(begin)

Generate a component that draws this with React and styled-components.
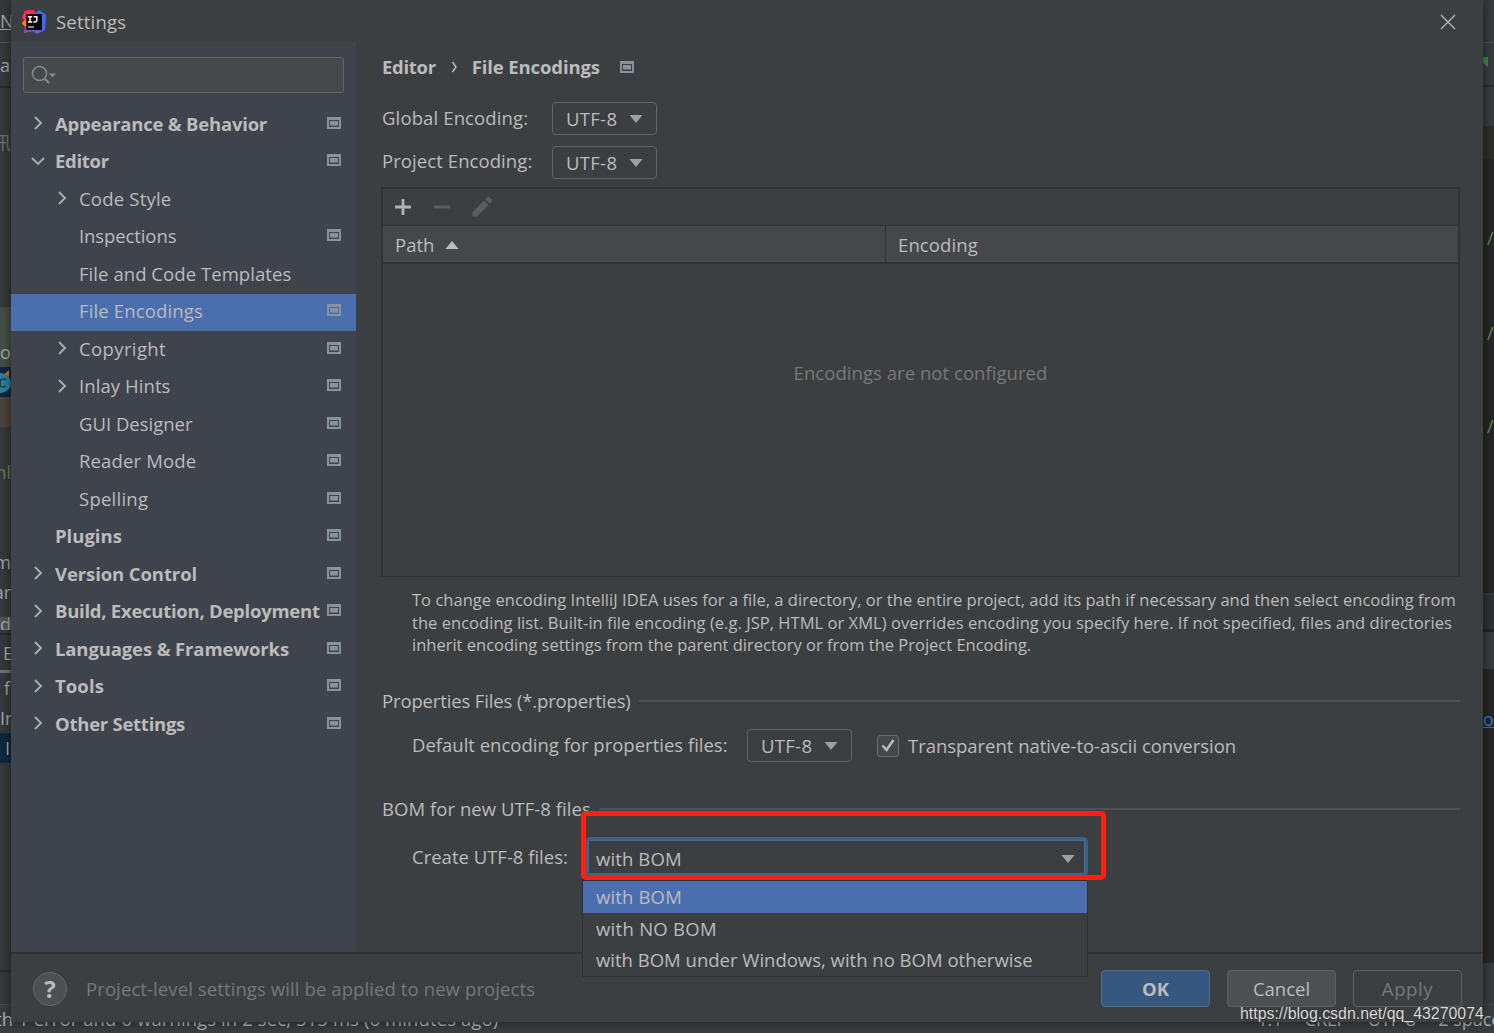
import React from 'react';
import styled, { createGlobalStyle } from 'styled-components';

const GlobalStyle = createGlobalStyle`
  * {
    box-sizing: border-box;
  }
  body {
    margin: 0;
    overflow: hidden;
    background: #3c3f41;
    color: #bbbbbb;
    font: 18.5px/24px 'Open Sans', 'Noto Sans', 'Noto Sans CJK SC', sans-serif;
  }
`;

/* Editor window behind the dialog */

const Ide = styled.div`
  position: relative;
  display: flex;
  flex-direction: column;
  width: 1494px;
  height: 1033px;
  overflow: hidden;
`;

const IdeBody = styled.div`
  display: flex;
  justify-content: space-between;
  height: 1004px;
`;

const Strip = styled.div`
  width: ${props => props.$width}px;
  overflow: hidden;
  background: ${props => props.$bg};
`;

const Band = styled.div`
  display: flex;
  align-items: center;
  justify-content: ${props => (props.$right ? 'flex-end' : 'flex-start')};
  height: ${props => props.$h}px;
  padding-left: ${props => props.$pad || 0}px;
  background: ${props => props.$bg || 'transparent'};
  color: ${props => props.$color || '#a5a7a8'};
  font-size: 18px;
  white-space: nowrap;
  overflow: hidden;
`;

const StatusBar = styled.div`
  display: flex;
  justify-content: space-between;
  height: 29px;
  padding-top: 2px;
  border-top: 1px solid #484a4b;
  background: #3a3d3f;
  color: #aeb0b1;
  font-size: 18px;
  white-space: nowrap;
`;

const StatusMessage = styled.span`
  margin-left: -5px;
  font-size: 18.5px;
  letter-spacing: 0.1px;
`;

const StatusCells = styled.span`
  display: flex;
  gap: 22px;
  margin-right: -16px;
`;

/* Dialog */

const Dialog = styled.div`
  position: absolute;
  top: 0;
  left: 11px;
  display: flex;
  flex-direction: column;
  width: 1472px;
  height: 1022px;
  background: #3c3f41;
  box-shadow: 0 0 10px rgba(0, 0, 0, 0.55);
`;

const TitleBar = styled.div`
  display: flex;
  align-items: center;
  height: 42px;
  padding: 1px 27px 0 11px;
`;

const Title = styled.span`
  flex: 1;
  padding-top: 1px;
  margin-left: 10px;
  letter-spacing: 0.2px;
`;

const Main = styled.div`
  display: flex;
  height: 910px;
`;

const Sidebar = styled.div`
  width: 345px;
  padding-top: 15px;
  background: #3f434c;
`;

const SearchBox = styled.div`
  display: flex;
  align-items: center;
  width: 321px;
  height: 36px;
  margin: 0 0 13px 12px;
  padding-left: 7px;
  border: 1px solid #646464;
  border-radius: 3px;
  background: #45494a;
`;

const TreeRow = styled.div`
  display: flex;
  align-items: center;
  height: 37.5px;
  padding: 0 15px 0 ${props => (props.$child ? 44 : 20)}px;
  background: ${props => (props.$selected ? '#4b6eaf' : 'transparent')};
  font-weight: ${props => (props.$child ? 400 : 700)};
  white-space: nowrap;
`;

const TreeArrow = styled.span`
  display: flex;
  width: 24px;
  padding-bottom: 3px;
`;

const TreeLabel = styled.span`
  flex: 1;
  padding-bottom: 2px;
  letter-spacing: ${props => props.$track || 0}px;
`;

const TreeScope = styled.span`
  display: flex;
  padding-bottom: 4px;
`;

const Page = styled.div`
  flex: 1;
  padding: 13px 23px 0 26px;
`;

const Breadcrumb = styled.div`
  display: flex;
  align-items: center;
  height: 24px;
  margin-bottom: 23px;
  font-weight: 700;
`;

const Crumb = styled.span`
  letter-spacing: ${props => props.$track || 0}px;
`;

const CrumbSeparator = styled.span`
  display: flex;
  width: 36px;
  padding-left: 15px;
`;

const CrumbScope = styled.span`
  display: flex;
  margin-left: 20px;
`;

const Field = styled.div`
  display: flex;
  align-items: center;
  height: 33px;
  margin-bottom: ${props => props.$gap || 0}px;
  padding-left: ${props => props.$indent || 0}px;
`;

const FieldLabel = styled.span`
  width: ${props => (props.$width ? `${props.$width}px` : 'auto')};
  padding-bottom: ${props => props.$lift || 0}px;
  letter-spacing: ${props => props.$track || 0}px;
  white-space: nowrap;
`;

const Combo = styled.div`
  display: flex;
  align-items: center;
  justify-content: space-between;
  width: 105px;
  height: 33px;
  padding: 1px 13px 0 13px;
  border: 1px solid #646464;
  border-radius: 4px;
  letter-spacing: 0.3px;
`;

const Checkbox = styled.span`
  display: flex;
  align-items: center;
  justify-content: center;
  width: 22px;
  height: 22px;
  margin: 0 9px 0 25px;
  border: 1px solid #6b6b6b;
  border-radius: 3px;
  background: #43494a;
`;

const Table = styled.div`
  display: flex;
  flex-direction: column;
  width: 1079px;
  height: 390px;
  margin: 8px 0 12px -1px;
  border: 2px solid #323232;
  border-bottom-width: 1px;
`;

const Toolbar = styled.div`
  display: flex;
  align-items: center;
  gap: 22px;
  height: 37px;
  padding-left: 11px;
  border-bottom: 1px solid #323232;
`;

const HeaderRow = styled.div`
  display: flex;
  height: 38px;
  border-bottom: 2px solid #323232;
  background: #45484a;
`;

const HeaderCell = styled.div`
  display: flex;
  align-items: center;
  gap: 11px;
  width: ${props => (props.$width ? `${props.$width}px` : 'auto')};
  padding: 2px 0 0 12px;
  border-right: ${props => (props.$width ? '1px solid #323232' : 'none')};
  letter-spacing: ${props => props.$track || 0}px;
`;

const EmptyText = styled.div`
  padding-top: 97px;
  color: #787878;
  letter-spacing: 0.05px;
  text-align: center;
`;

const Help = styled.div`
  height: 68px;
  margin-bottom: 32px;
  padding-left: 30px;
  font-size: 16.5px;
  line-height: 22.5px;
  white-space: nowrap;
`;

const HelpLine = styled.div`
  letter-spacing: ${props => props.$track || 0}px;
`;

const SectionTitle = styled.div`
  display: flex;
  align-items: center;
  gap: 8px;
  height: 24px;
  margin-bottom: ${props => props.$gap}px;
  letter-spacing: ${props => props.$track || 0}px;
  white-space: nowrap;

  &::after {
    content: '';
    flex: 1;
    height: 2px;
    background: #515151;
  }
`;

const BomField = styled.div`
  display: flex;
  align-items: center;
  height: 40px;
  padding-left: 30px;
`;

const BomSelect = styled.div`
  position: relative;
  width: 504px;
  height: 40px;
`;

const BomCombo = styled.div`
  display: flex;
  align-items: center;
  justify-content: space-between;
  width: 503px;
  height: 40px;
  padding: 3px 10px 0 8px;
  border: 3px solid #3d6185;
  border-radius: 5px;
  box-shadow: inset 0 0 0 1px #466d94;
  letter-spacing: 0.12px;
`;

const Popup = styled.div`
  position: absolute;
  top: 42px;
  left: -3px;
  z-index: 1;
  width: 506px;
  height: 98px;
  border: 1px solid #2f3030;
  border-top-width: 2px;
  background: #3c3f41;
`;

const Option = styled.div`
  height: ${props => (props.$selected ? 32 : 31)}px;
  padding: 4px 0 0 13px;
  background: ${props => (props.$selected ? '#4b6eaf' : 'transparent')};
  letter-spacing: ${props => props.$track || 0}px;
  white-space: nowrap;
`;

const Highlight = styled.div`
  position: absolute;
  top: -26px;
  left: -4px;
  z-index: 2;
  width: 525px;
  height: 69px;
  border: 5px solid #ff2013;
  border-radius: 5px;
`;

const Footer = styled.div`
  display: flex;
  align-items: center;
  height: 70px;
  padding: 2px 21px 0 22px;
  border-top: 2px solid #323232;
`;

const HelpButton = styled.span`
  display: flex;
  align-items: center;
  justify-content: center;
  width: 34px;
  height: 34px;
  border: 1px solid #656868;
  border-radius: 50%;
  background: #4c5052;
  font-size: 24px;
  font-weight: 700;
`;

const Hint = styled.span`
  flex: 1;
  margin-left: 19px;
  color: #777777;
  letter-spacing: 0.1px;
`;

const Button = styled.span`
  display: flex;
  align-items: center;
  justify-content: center;
  width: 109px;
  height: 37px;
  margin: 0 0 1px 17px;
  padding-top: 1px;
  border: 1px solid ${props => (props.$primary ? '#4c708c' : '#5e6060')};
  border-radius: 4px;
  background: ${props => (props.$primary ? '#365880' : props.$disabled ? 'transparent' : '#4c5052')};
  color: ${props => (props.$disabled ? '#777777' : '#bbbbbb')};
  font-weight: ${props => (props.$primary ? 700 : 400)};
  letter-spacing: ${props => props.$track || 0}px;
`;

const Watermark = styled.div`
  position: absolute;
  top: 1003px;
  left: 1240px;
  color: #d9dadb;
  font: 15.9px/22px 'Liberation Sans', sans-serif;
  text-shadow: 0 0 1px #222222;
  white-space: nowrap;
`;

/* Icons */

const IdeaLogo = () => (
  <svg width="24" height="24" viewBox="0 0 24 24">
    <defs>
      <linearGradient id="blue" x1="0" y1="1" x2="1" y2="0">
        <stop offset="0" stopColor="#a83bc8" />
        <stop offset="0.45" stopColor="#4b68f0" />
        <stop offset="1" stopColor="#2c72f6" />
      </linearGradient>
      <linearGradient id="warm" x1="0" y1="1" x2="0.4" y2="0">
        <stop offset="0" stopColor="#fc801d" />
        <stop offset="0.5" stopColor="#fe3155" />
        <stop offset="1" stopColor="#fe2857" />
      </linearGradient>
    </defs>
    <path d="M12 4L17 0L24 5L23 20L15 24L10 21L2 23L4 13Z" fill="url(#blue)" />
    <path d="M3 0.5L12 0L14 4L7 17L4 17L0 14L2 10L0 7Z" fill="url(#warm)" />
    <path d="M0 13L3 10L5 17L4 17.5Z" fill="#fc801d" />
    <path d="M4 16L8 19L10 21L2 23Z" fill="#a53ac6" />
    <rect x="4.3" y="4" width="15.7" height="16" fill="#050505" />
    <rect x="6" y="16.4" width="6" height="1.2" fill="#dddddd" />
    <path
      d="M5.8 6.7h4.4M8 6.7v5.3M5.8 12h4.4M11.6 6.7h3.2v3.6q0 1.7 -1.6 1.7h-1.8"
      fill="none"
      stroke="#ffffff"
      strokeWidth="1.5"
    />
  </svg>
);

const ScopeIcon = () => (
  <svg width="14" height="12" viewBox="0 0 14 12">
    <path d="M0 0H14V12H0ZM2 3V10H12V3Z" fill="#87939a" fillRule="evenodd" />
    <rect x="3" y="4" width="8" height="4.5" fill="#87939a" />
  </svg>
);

const ChevronIcon = ({ open }) => (
  <svg width="14" height="14" viewBox="0 0 14 14">
    <path
      d={open ? 'M1 4L7 10L13 4' : 'M4 1L10 7L4 13'}
      fill="none"
      stroke="#adadad"
      strokeWidth="1.9"
    />
  </svg>
);

const CrumbIcon = () => (
  <svg width="8" height="12" viewBox="0 0 8 12">
    <path d="M1.5 1L5 6L1.5 11" fill="none" stroke="#bbbbbb" strokeWidth="1.5" />
  </svg>
);

const Triangle = ({ up }) => (
  <svg width="14" height="8" viewBox="0 0 14 8">
    <path d={up ? 'M0.5 8L7 0L13.5 8Z' : 'M0.5 0H13.5L7 8Z'} fill={up ? '#bbbbbb' : '#9da0a2'} />
  </svg>
);

const SearchIcon = () => (
  <svg width="26" height="20" viewBox="0 0 26 20">
    <circle cx="8.5" cy="8.5" r="7" fill="none" stroke="#7f8b91" strokeWidth="1.6" />
    <path d="M13.3 13.3L18 18" stroke="#7f8b91" strokeWidth="2.2" />
    <path d="M18 8.5H25L21.5 12.5Z" fill="#7f8b91" />
  </svg>
);

const CloseIcon = () => (
  <svg width="16" height="16" viewBox="0 0 16 16">
    <path d="M1 1L15 15M15 1L1 15" stroke="#b4b5b6" strokeWidth="1.4" />
  </svg>
);

const PlusIcon = () => (
  <svg width="18" height="18" viewBox="0 0 18 18">
    <path d="M1 9H17M9 1V17" stroke="#afb1b3" strokeWidth="2.8" />
  </svg>
);

const MinusIcon = () => (
  <svg width="16" height="18" viewBox="0 0 16 18">
    <path d="M0 9H16" stroke="#5b5d5f" strokeWidth="2.8" />
  </svg>
);

const PencilIcon = () => (
  <svg width="21" height="23" viewBox="0 0 21 23">
    <path d="M0.5 20.5V16L12 4.5L16.5 9L5 20.5ZM13.3 3.2L15.5 1Q16.3 0.3 17 1L20 4Q20.6 4.7 20 5.5L17.8 7.7Z" fill="#5b5d5f" />
  </svg>
);

const CheckIcon = () => (
  <svg width="14" height="15" viewBox="0 0 14 15">
    <path d="M1.5 7.5L5.5 12L12.5 2" fill="none" stroke="#bbbbbb" strokeWidth="2.6" />
  </svg>
);

const ClassIcon = () => (
  <svg width="11" height="24" viewBox="0 0 11 24">
    <circle cx="1" cy="13" r="10" fill="#2d7f9d" />
    <path d="M6 10Q0 7 0 13Q0 19 6 16" fill="none" stroke="#24404d" strokeWidth="1.6" />
    <path d="M4.5 4L9 0V7Z" fill="#e4602c" />
  </svg>
);

const RunIcon = () => (
  <svg width="5" height="11" viewBox="0 0 5 11">
    <path d="M0 0H5V10.5L0 5.5Z" fill="#3c8a45" />
  </svg>
);

const tree = [
  { label: 'Appearance & Behavior', arrow: 'closed', scope: true, track: -0.22 },
  { label: 'Editor', arrow: 'open', scope: true, track: -0.3 },
  { label: 'Code Style', child: true, arrow: 'closed', track: 0.2 },
  { label: 'Inspections', child: true, scope: true, track: -0.1 },
  { label: 'File and Code Templates', child: true, track: 0.06 },
  { label: 'File Encodings', child: true, scope: true, selected: true, track: 0.14 },
  { label: 'Copyright', child: true, arrow: 'closed', scope: true, track: 0.38 },
  { label: 'Inlay Hints', child: true, arrow: 'closed', scope: true, track: 0.08 },
  { label: 'GUI Designer', child: true, scope: true },
  { label: 'Reader Mode', child: true, scope: true, track: 0.14 },
  { label: 'Spelling', child: true, scope: true, track: 0.25 },
  { label: 'Plugins', scope: true },
  { label: 'Version Control', arrow: 'closed', scope: true, track: -0.1 },
  { label: 'Build, Execution, Deployment', arrow: 'closed', scope: true, track: -0.26 },
  { label: 'Languages & Frameworks', arrow: 'closed', scope: true, track: -0.13 },
  { label: 'Tools', arrow: 'closed', scope: true, track: 0.1 },
  { label: 'Other Settings', arrow: 'closed', scope: true, track: -0.26 },
];

const LeftEdge = () => (
  <Strip $width={11} $bg="#36393b">
    <Band $h={42}><u>N</u></Band>
    <Band $h={1} $bg="#515151" />
    <Band $h={43}>ar</Band>
    <Band $h={2} $bg="#2b2b2b" />
    <Band $h={42} />
    <Band $h={26} $color="#6f7273" $right>讯</Band>
    <Band $h={151} />
    <Band $h={30} $bg="#454f45" />
    <Band $h={30} $bg="#454f45">o</Band>
    <Band $h={30} $bg="#0d293e"><ClassIcon /></Band>
    <Band $h={30} $bg="#4a443c" />
    <Band $h={30} />
    <Band $h={30} $color="#548a4b" $right>nl</Band>
    <Band $h={60} />
    <Band $h={30} $right>m</Band>
    <Band $h={30} $right>ar</Band>
    <Band $h={10} />
    <Band $h={13} $bg="#515354">d</Band>
    <Band $h={3} />
    <Band $h={2} $bg="#2b2b2b" />
    <Band $h={35} $pad={3}>E</Band>
    <Band $h={3} $bg="#707476" />
    <Band $h={30} $pad={4}>f</Band>
    <Band $h={30}>In</Band>
    <Band $h={30} $bg="#0d293e" $pad={5}>I</Band>
    <Band $h={207} />
    <Band $h={2} $bg="#2b2b2b" />
  </Strip>
);

const RightEdge = () => (
  <Strip $width={11} $bg="#262626">
    <Band $h={42} $bg="#393c3e" />
    <Band $h={1} $bg="#515151" />
    <Band $h={14} $bg="#393c3e" />
    <Band $h={11} $bg="#393c3e"><RunIcon /></Band>
    <Band $h={17} $bg="#393c3e" />
    <Band $h={2} $bg="#2b2b2b" />
    <Band $h={39} $bg="#393c3e" />
    <Band $h={33} $bg="#2d2d2c" />
    <Band $h={64} />
    <Band $h={30} $color="#628b58" $pad={4}>/</Band>
    <Band $h={65} />
    <Band $h={30} $color="#628b58" $pad={4}>/</Band>
    <Band $h={63} />
    <Band $h={30} $color="#628b58" $pad={4}>/</Band>
    <Band $h={152} />
    <Band $h={2} $bg="#3a3a3a" />
    <Band $h={34} $bg="#2e3031" />
    <Band $h={3} $bg="#222222" />
    <Band $h={37} $bg="#393b3c" />
    <Band $h={38} />
    <Band $h={24} $color="#287bde"><u>o</u></Band>
    <Band $h={232} />
    <Band $h={41} $bg="#393b3c" />
  </Strip>
);

const SettingsTree = () => (
  <Sidebar>
    <SearchBox><SearchIcon /></SearchBox>
    {tree.map(item => (
      <TreeRow key={item.label} $child={item.child} $selected={item.selected}>
        <TreeArrow>{item.arrow && <ChevronIcon open={item.arrow === 'open'} />}</TreeArrow>
        <TreeLabel $track={item.track}>{item.label}</TreeLabel>
        {item.scope && <TreeScope><ScopeIcon /></TreeScope>}
      </TreeRow>
    ))}
  </Sidebar>
);

const FileEncodings = () => (
  <Page>
    <Breadcrumb>
      <Crumb $track={-0.3}>Editor</Crumb>
      <CrumbSeparator><CrumbIcon /></CrumbSeparator>
      <Crumb $track={-0.13}>File Encodings</Crumb>
      <CrumbScope><ScopeIcon /></CrumbScope>
    </Breadcrumb>
    <Field $gap={11}>
      <FieldLabel $width={170} $lift={2} $track={0.13}>Global Encoding:</FieldLabel>
      <Combo>UTF-8 <Triangle /></Combo>
    </Field>
    <Field>
      <FieldLabel $width={170} $lift={3} $track={0.08}>Project Encoding:</FieldLabel>
      <Combo>UTF-8 <Triangle /></Combo>
    </Field>

    <Table>
      <Toolbar><PlusIcon /><MinusIcon /><PencilIcon /></Toolbar>
      <HeaderRow>
        <HeaderCell $width={503}>Path <Triangle up /></HeaderCell>
        <HeaderCell $track={0.12}>Encoding</HeaderCell>
      </HeaderRow>
      <EmptyText>Encodings are not configured</EmptyText>
    </Table>

    <Help>
      <HelpLine $track={0.035}>To change encoding IntelliJ IDEA uses for a file, a directory, or the entire project, add its path if necessary and then select encoding from</HelpLine>
      <HelpLine $track={0.04}>the encoding list. Built-in file encoding (e.g. JSP, HTML or XML) overrides encoding you specify here. If not specified, files and directories</HelpLine>
      <HelpLine>inherit encoding settings from the parent directory or from the Project Encoding.</HelpLine>
    </Help>

    <SectionTitle $gap={16} $track={-0.14}>Properties Files (*.properties)</SectionTitle>
    <Field $indent={30} $gap={35}>
      <FieldLabel $width={335} $lift={2}>Default encoding for properties files:</FieldLabel>
      <Combo>UTF-8 <Triangle /></Combo>
      <Checkbox><CheckIcon /></Checkbox>
      <FieldLabel $track={-0.03}>Transparent native-to-ascii conversion</FieldLabel>
    </Field>

    <SectionTitle $gap={16} $track={0.05}>BOM for new UTF-8 files</SectionTitle>
    <BomField>
      <FieldLabel $width={173}>Create UTF-8 files:</FieldLabel>
      <BomSelect>
        <BomCombo>with BOM <Triangle /></BomCombo>
        <Popup>
          <Option $selected $track={0.15}>with BOM</Option>
          <Option $track={0.28}>with NO BOM</Option>
          <Option>with BOM under Windows, with no BOM otherwise</Option>
        </Popup>
        <Highlight />
      </BomSelect>
    </BomField>
  </Page>
);

const App = () => (
  <React.Fragment>
    <GlobalStyle />
    <Ide>
      <IdeBody>
        <LeftEdge />
        <RightEdge />
      </IdeBody>
      <StatusBar>
        <StatusMessage>th 1 error and 0 warnings in 2 sec, 515 ms (6 minutes ago)</StatusMessage>
        <StatusCells><span>1:1</span><span>CRLF</span><span>UTF-8</span><span>2 spaces</span></StatusCells>
      </StatusBar>

      <Dialog>
        <TitleBar>
          <IdeaLogo />
          <Title>Settings</Title>
          <CloseIcon />
        </TitleBar>
        <Main>
          <SettingsTree />
          <FileEncodings />
        </Main>
        <Footer>
          <HelpButton>?</HelpButton>
          <Hint>Project-level settings will be applied to new projects</Hint>
          <Button $primary>OK</Button>
          <Button>Cancel</Button>
          <Button $disabled $track={0.6}>Apply</Button>
        </Footer>
      </Dialog>
      <Watermark>https://blog.csdn.net/qq_43270074</Watermark>
    </Ide>
  </React.Fragment>
);

export default App;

(end)

OBJECTIVE -> Report all lines of the data that include the word "components".

WRITTEN ANSWER ->
Generate a component that draws this with React and styled-components.
import styled, { createGlobalStyle } from 'styled-components';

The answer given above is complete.